Or were they so segmented or different that competition was not a thing?
For example, we had the CORECOM store (https://en.wikipedia.org/wiki/Corecom) - which was really a place for all truck drivers, air-pilots or whoever had to work outside of Bulgaria, especially outside the Eastern Block to come back and exchange their """filthy""" currency with products that you can't get anywhere else.
It was really hard to get a Kinder Surpsise Egg for example (only to be found at the Corecom). Even if you had the bulgarian levas, it was not possibly (easily) to exchange these for dollars in order to buy them. You had to know the people that might've brought some from outside (Then again, this is from my memory as a kid).
So PEZ, Kinder Surprise Eggs, or anything listed (and much more) on the wikipedia page above was DEAR to all of us kids. I do remember the day where I went to the local bakery (some years after the communist regime went down) for normal bulgarian pastry (these are still yummy), and saw so many kinder surprise eggs available for anyone to buy with levas. It was no longer that great :) lol.
Ok, here is a weird one - empty cans from coke, pepsi were prized collections. We would use these empty cans to put our pencils or just to demonstrate we got something from the west. The (free) Neckermann magazine was "required" in every home - you got to glimpse into furniture, clothing, and just to stroll through the enourmous volume of the latest (this year, last year - doesn't matter).
I also vividly remember when the french magazine store opened, and I've got PIF Hercule comics (without knowing french), and some of the greates PC games magazines (great graphics).
So hard to tell. Probably people had preferences - there were several, if not dozen types of Russian-made and other cars: Lada, Zaz, Moskvich - surely some prefer one vs the other. But this joke was not so far off:
https://www.youtube.com/watch?v=3I9AdLnjP0M
You had to wait sometimes years to get your car, refridgerator, etc.
anyway :) - I guess TLDR was - WE WERE OBLIVIOUS - We had some "fake" glimpse into what the western world was, without really knowing what it was (it was also distorted through our own media).
But again, as a kid - I had such good time!
I love learning about different experiences than my own, especially if they're specific to a time/world that doesn't really exist anymore. Know the past to better prepare for the future, etc. :)

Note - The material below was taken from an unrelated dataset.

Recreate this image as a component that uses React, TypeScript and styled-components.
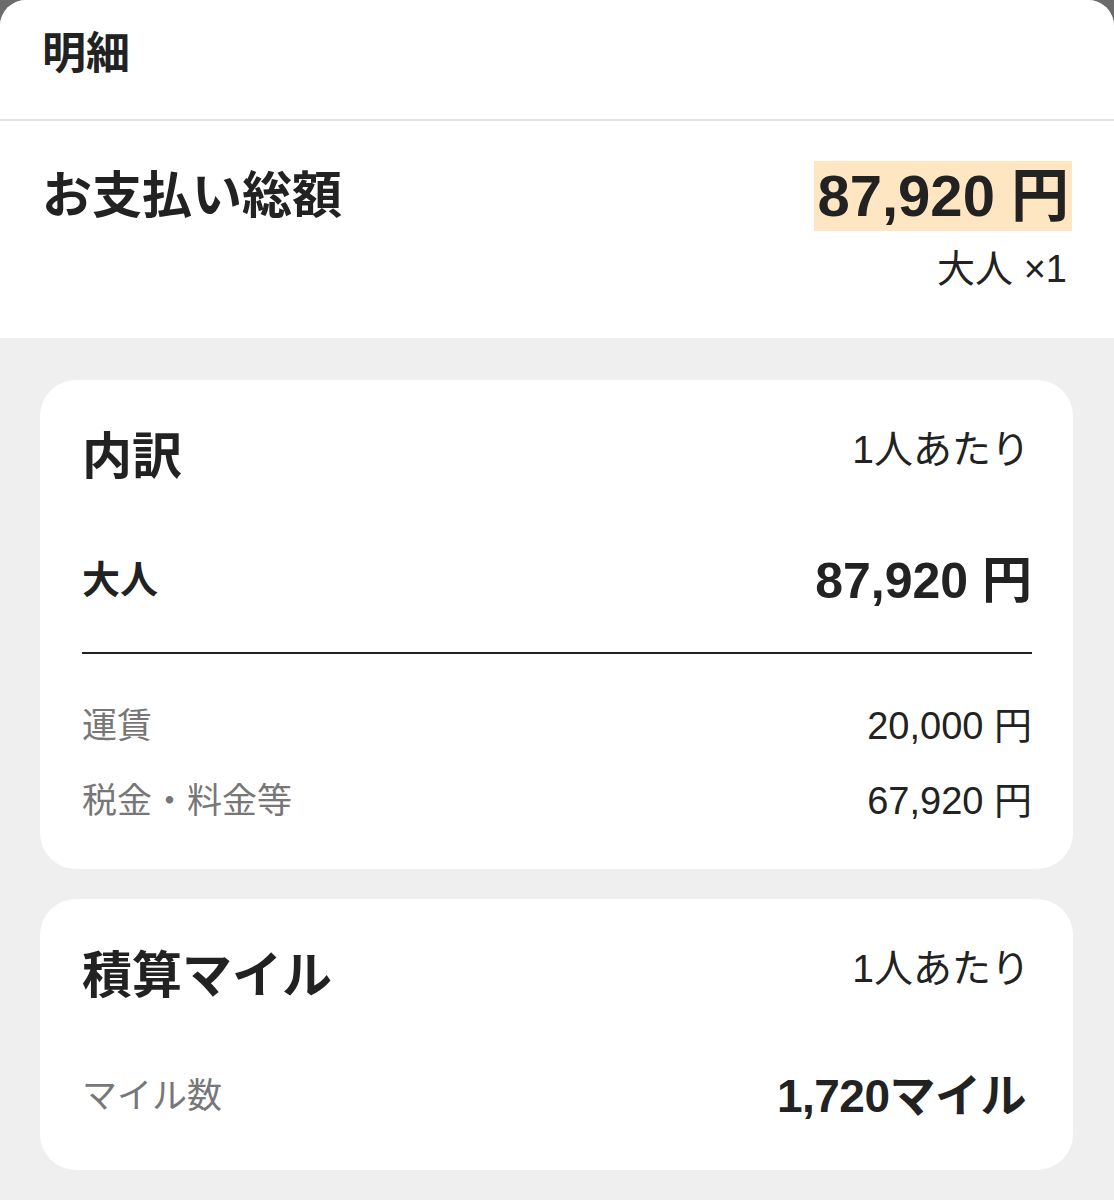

The link to CORECOM (and other countries' equivalents) was fascinating! I'd never heard of them, but assume literally everyone from eastern parts of Europe would instantly recognize them.
I read through "Why?!" and somewhat wrapped my head around it -- necessity for hard foreign currency for trade purposes demanded it -- but it still seems incredibly destabilizing, if one were trying to run a communist country. At the end of the day, I guess economy >> politics, though.
The "fake" glimpse / distortion point is also fascinating. I always thought of that as a Japanese thing in more modern times -- broad cultural awareness of very specific foreign things, but with a different meaning, that would be confusing to the actual origin country's citizens.
And as you said, at the end of the day, a kid with a toy is a kid with a toy. :)
Some things are universal. Every kid wants to have the popular/rare thing and show it off. And assuming there's food/shelter/family, whether it's a Coke can or the most luxurious Western consumer good doesn't really matter. I try and remind myself to me more childlike when it comes to happiness.
Thanks again for sharing!
And PS: Computer game magazines were the same for US kids. Until the late-90s, computers fast enough to run good games well were still pretty expensive, so most kids window shopped via game magazines. Or later, the demo CD-ROMs that occasionally came with them.